■ Supplied data:
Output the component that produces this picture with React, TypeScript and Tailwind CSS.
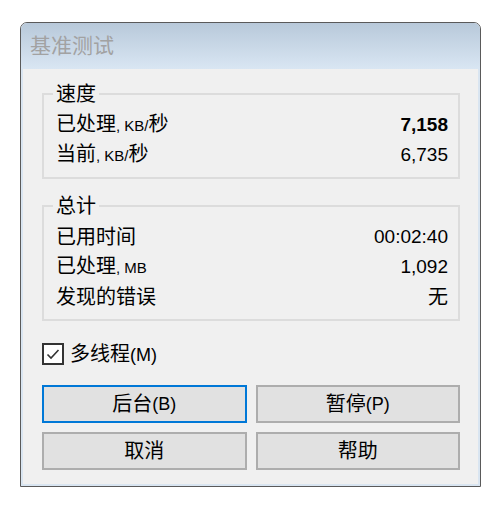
import React from "react";

const FONT = "font-['Liberation_Sans','Noto_Sans_CJK_SC',sans-serif]";

function Unit({ children }: { children: React.ReactNode }) {
  return <span className="text-[15px]">{children}</span>;
}

function Row({ label, value, bold }: { label: React.ReactNode; value: React.ReactNode; bold?: boolean }) {
  return (
    <div className="flex h-[30px] items-center justify-between pl-[3px]">
      <span className="text-[20px] leading-[30px]">{label}</span>
      <span className={`text-[19px] leading-[30px] ${bold ? "font-bold" : ""}`}>{value}</span>
    </div>
  );
}

function Group({ title, children }: { title: string; children: React.ReactNode }) {
  return (
    <div className="border-2 border-[#dcdcdc] pb-[7px] pl-[9px] pr-[10px]">
      <div className="-mt-[13px] w-fit bg-[#f0f0f0] px-[3px] text-[20px] leading-[24px]">{title}</div>
      <div className="mt-[4px]">{children}</div>
    </div>
  );
}

function Btn({ children, focused }: { children: React.ReactNode; focused?: boolean }) {
  return (
    <button
      className={`flex h-[38px] items-center justify-center border-2 bg-[#e1e1e1] text-[20px] text-black ${
        focused ? "border-[#0078d7]" : "border-[#adadad]"
      }`}
    >
      {children}
    </button>
  );
}

export default function App() {
  return (
    <div className={`min-h-[510px] bg-white pl-[20px] pt-[22px] text-black ${FONT}`}>
      <div className="w-[461px] overflow-hidden rounded-t-[7px] border border-[#5a5a5a]">
        <div className="flex h-[46px] items-center bg-gradient-to-b from-[#b8c9da] to-[#d9e6f3] pl-[9px] text-[21px] text-[#a2a2a2]">
          基准测试
        </div>
        <div className="border-x-2 border-b-2 border-[#d9e5f1] bg-[#f0f0f0] pb-[14px] pl-[19px] pr-[18px] pt-[24px]">
          <Group title="速度">
            <Row
              label={
                <>
                  已处理<Unit>, KB/</Unit>秒
                </>
              }
              value="7,158"
              bold
            />
            <Row
              label={
                <>
                  当前<Unit>, KB/</Unit>秒
                </>
              }
              value="6,735"
            />
          </Group>

          <div className="mt-[26px]">
            <Group title="总计">
              <Row label="已用时间" value="00:02:40" />
              <Row
                label={
                  <>
                    已处理<Unit>, MB</Unit>
                  </>
                }
                value="1,092"
              />
              <Row label="发现的错误" value={<span className="text-[20px]">无</span>} />
            </Group>
          </div>

          <label className="mt-[22px] flex h-[22px] items-center gap-[6px]">
            <span className="flex h-[22px] w-[22px] items-center justify-center border-2 border-[#333333] bg-white">
              <svg width="16" height="16" viewBox="0 0 16 16" fill="none">
                <path d="M2.5 8.5 L6 12 L13.5 4" stroke="#333333" strokeWidth="1.6" />
              </svg>
            </span>
            <span className="text-[20px] leading-[22px]">
              多线程<span className="text-[18px]">(M)</span>
            </span>
          </label>

          <div className="mt-[20px] grid grid-cols-2 gap-[9px]">
            <Btn focused>
              后台<span className="text-[18px]">(B)</span>
            </Btn>
            <Btn>
              暂停<span className="text-[18px]">(P)</span>
            </Btn>
            <Btn>取消</Btn>
            <Btn>帮助</Btn>
          </div>
        </div>
      </div>
    </div>
  );
}
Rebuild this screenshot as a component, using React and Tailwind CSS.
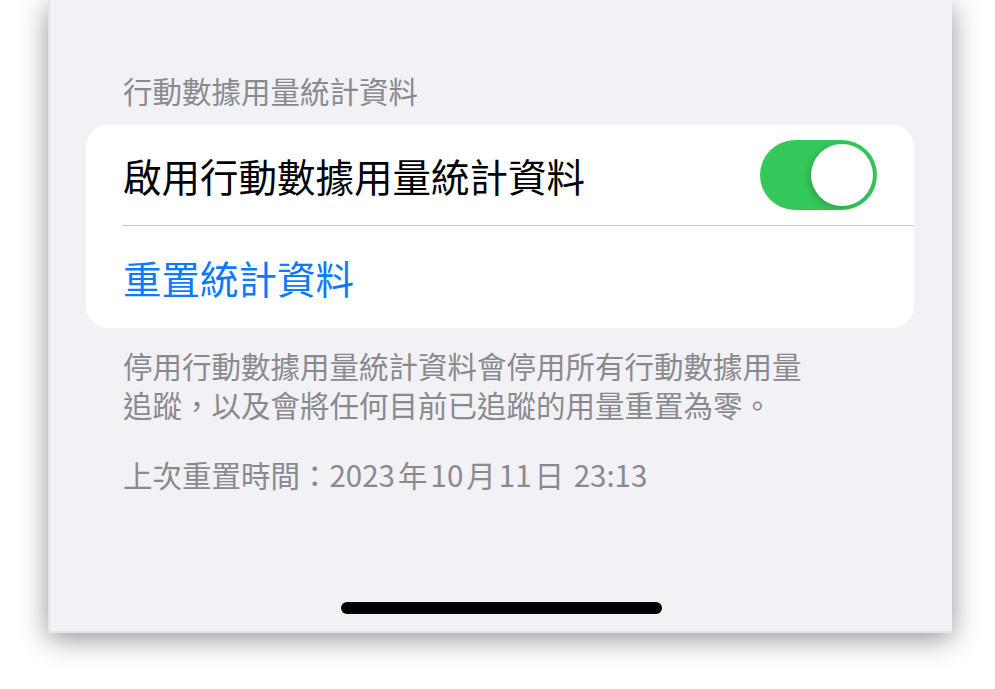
import React from 'react';

const cjk = { fontFamily: '"Noto Sans CJK TC", "Noto Sans", sans-serif' };

const Toggle = ({ on }) => (
  <div
    className={`w-[117px] h-[70px] rounded-full flex items-center px-[4px] ${
      on ? 'bg-[#34c759] justify-end' : 'bg-[#e9e9eb] justify-start'
    }`}
  >
    <div className="w-[62px] h-[62px] rounded-full bg-white shadow-[-2px_2px_6px_rgba(0,0,0,0.18)]" />
  </div>
);

const App = () => {
  return (
    <div className="w-[995px] h-[689px] bg-white overflow-hidden" style={cjk}>
      <div className="ml-[48px] w-[904px] h-[633px] bg-[#f1f1f6] border-l-2 border-b-2 border-[#e4e4e9] shadow-[0_6px_26px_rgba(0,0,0,0.42)] flex flex-col">
        {/* section header */}
        <div className="pt-[70px] pl-[73px] text-[29.5px] leading-[40px] text-[#8a8a8e]">
          行動數據用量統計資料
        </div>

        {/* card */}
        <div className="mt-[15px] ml-[36px] mr-[38px] bg-white rounded-[22px] overflow-hidden">
          <div className="pl-[37px]">
            <div className="h-[101px] flex items-center justify-between pr-[37px] border-b border-[#c8c8cc]">
              <span className="text-[38.5px] text-black leading-none">啟用行動數據用量統計資料</span>
              <Toggle on />
            </div>
          </div>
          <div className="h-[102px] flex items-center pl-[37px]">
            <span className="text-[38.5px] text-[#0a7aff] leading-none">重置統計資料</span>
          </div>
        </div>

        {/* footer */}
        <div className="mt-[18px] pl-[73px] pr-[140px] text-[29.5px] leading-[38.5px] text-[#8a8a8e]">
          <p>停用行動數據用量統計資料會停用所有行動數據用量</p>
          <p>追蹤，以及會將任何目前已追蹤的用量重置為零。</p>
        </div>
        <div className="mt-[32px] pl-[73px] text-[29.5px] leading-[38.5px] text-[#8a8a8e]">
          上次重置時間：2023<span className="mx-[3px]">年</span>10<span className="mx-[3px]">月</span>11<span className="ml-[3px] mr-[3px]">日</span> 23:13
        </div>

        {/* home indicator */}
        <div className="mt-auto mb-[17px] flex justify-center">
          <div className="w-[321px] h-[12px] rounded-full bg-black" />
        </div>
      </div>
    </div>
  );
};

export default App;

■ What the task asks:
Leave out the pictures and retype every line above exactly.

■ Result:
Output the component that produces this picture with React, TypeScript and Tailwind CSS.
import React from "react";

const FONT = "font-['Liberation_Sans','Noto_Sans_CJK_SC',sans-serif]";

function Unit({ children }: { children: React.ReactNode }) {
  return <span className="text-[15px]">{children}</span>;
}

function Row({ label, value, bold }: { label: React.ReactNode; value: React.ReactNode; bold?: boolean }) {
  return (
    <div className="flex h-[30px] items-center justify-between pl-[3px]">
      <span className="text-[20px] leading-[30px]">{label}</span>
      <span className={`text-[19px] leading-[30px] ${bold ? "font-bold" : ""}`}>{value}</span>
    </div>
  );
}

function Group({ title, children }: { title: string; children: React.ReactNode }) {
  return (
    <div className="border-2 border-[#dcdcdc] pb-[7px] pl-[9px] pr-[10px]">
      <div className="-mt-[13px] w-fit bg-[#f0f0f0] px-[3px] text-[20px] leading-[24px]">{title}</div>
      <div className="mt-[4px]">{children}</div>
    </div>
  );
}

function Btn({ children, focused }: { children: React.ReactNode; focused?: boolean }) {
  return (
    <button
      className={`flex h-[38px] items-center justify-center border-2 bg-[#e1e1e1] text-[20px] text-black ${
        focused ? "border-[#0078d7]" : "border-[#adadad]"
      }`}
    >
      {children}
    </button>
  );
}

export default function App() {
  return (
    <div className={`min-h-[510px] bg-white pl-[20px] pt-[22px] text-black ${FONT}`}>
      <div className="w-[461px] overflow-hidden rounded-t-[7px] border border-[#5a5a5a]">
        <div className="flex h-[46px] items-center bg-gradient-to-b from-[#b8c9da] to-[#d9e6f3] pl-[9px] text-[21px] text-[#a2a2a2]">
          基准测试
        </div>
        <div className="border-x-2 border-b-2 border-[#d9e5f1] bg-[#f0f0f0] pb-[14px] pl-[19px] pr-[18px] pt-[24px]">
          <Group title="速度">
            <Row
              label={
                <>
                  已处理<Unit>, KB/</Unit>秒
                </>
              }
              value="7,158"
              bold
            />
            <Row
              label={
                <>
                  当前<Unit>, KB/</Unit>秒
                </>
              }
              value="6,735"
            />
          </Group>

          <div className="mt-[26px]">
            <Group title="总计">
              <Row label="已用时间" value="00:02:40" />
              <Row
                label={
                  <>
                    已处理<Unit>, MB</Unit>
                  </>
                }
                value="1,092"
              />
              <Row label="发现的错误" value={<span className="text-[20px]">无</span>} />
            </Group>
          </div>

          <label className="mt-[22px] flex h-[22px] items-center gap-[6px]">
            <span className="flex h-[22px] w-[22px] items-center justify-center border-2 border-[#333333] bg-white">
              <svg width="16" height="16" viewBox="0 0 16 16" fill="none">
                <path d="M2.5 8.5 L6 12 L13.5 4" stroke="#333333" strokeWidth="1.6" />
              </svg>
            </span>
            <span className="text-[20px] leading-[22px]">
              多线程<span className="text-[18px]">(M)</span>
            </span>
          </label>

          <div className="mt-[20px] grid grid-cols-2 gap-[9px]">
            <Btn focused>
              后台<span className="text-[18px]">(B)</span>
            </Btn>
            <Btn>
              暂停<span className="text-[18px]">(P)</span>
            </Btn>
            <Btn>取消</Btn>
            <Btn>帮助</Btn>
          </div>
        </div>
      </div>
    </div>
  );
}
Rebuild this screenshot as a component, using React and Tailwind CSS.
import React from 'react';

const cjk = { fontFamily: '"Noto Sans CJK TC", "Noto Sans", sans-serif' };

const Toggle = ({ on }) => (
  <div
    className={`w-[117px] h-[70px] rounded-full flex items-center px-[4px] ${
      on ? 'bg-[#34c759] justify-end' : 'bg-[#e9e9eb] justify-start'
    }`}
  >
    <div className="w-[62px] h-[62px] rounded-full bg-white shadow-[-2px_2px_6px_rgba(0,0,0,0.18)]" />
  </div>
);

const App = () => {
  return (
    <div className="w-[995px] h-[689px] bg-white overflow-hidden" style={cjk}>
      <div className="ml-[48px] w-[904px] h-[633px] bg-[#f1f1f6] border-l-2 border-b-2 border-[#e4e4e9] shadow-[0_6px_26px_rgba(0,0,0,0.42)] flex flex-col">
        {/* section header */}
        <div className="pt-[70px] pl-[73px] text-[29.5px] leading-[40px] text-[#8a8a8e]">
          行動數據用量統計資料
        </div>

        {/* card */}
        <div className="mt-[15px] ml-[36px] mr-[38px] bg-white rounded-[22px] overflow-hidden">
          <div className="pl-[37px]">
            <div className="h-[101px] flex items-center justify-between pr-[37px] border-b border-[#c8c8cc]">
              <span className="text-[38.5px] text-black leading-none">啟用行動數據用量統計資料</span>
              <Toggle on />
            </div>
          </div>
          <div className="h-[102px] flex items-center pl-[37px]">
            <span className="text-[38.5px] text-[#0a7aff] leading-none">重置統計資料</span>
          </div>
        </div>

        {/* footer */}
        <div className="mt-[18px] pl-[73px] pr-[140px] text-[29.5px] leading-[38.5px] text-[#8a8a8e]">
          <p>停用行動數據用量統計資料會停用所有行動數據用量</p>
          <p>追蹤，以及會將任何目前已追蹤的用量重置為零。</p>
        </div>
        <div className="mt-[32px] pl-[73px] text-[29.5px] leading-[38.5px] text-[#8a8a8e]">
          上次重置時間：2023<span className="mx-[3px]">年</span>10<span className="mx-[3px]">月</span>11<span className="ml-[3px] mr-[3px]">日</span> 23:13
        </div>

        {/* home indicator */}
        <div className="mt-auto mb-[17px] flex justify-center">
          <div className="w-[321px] h-[12px] rounded-full bg-black" />
        </div>
      </div>
    </div>
  );
};

export default App;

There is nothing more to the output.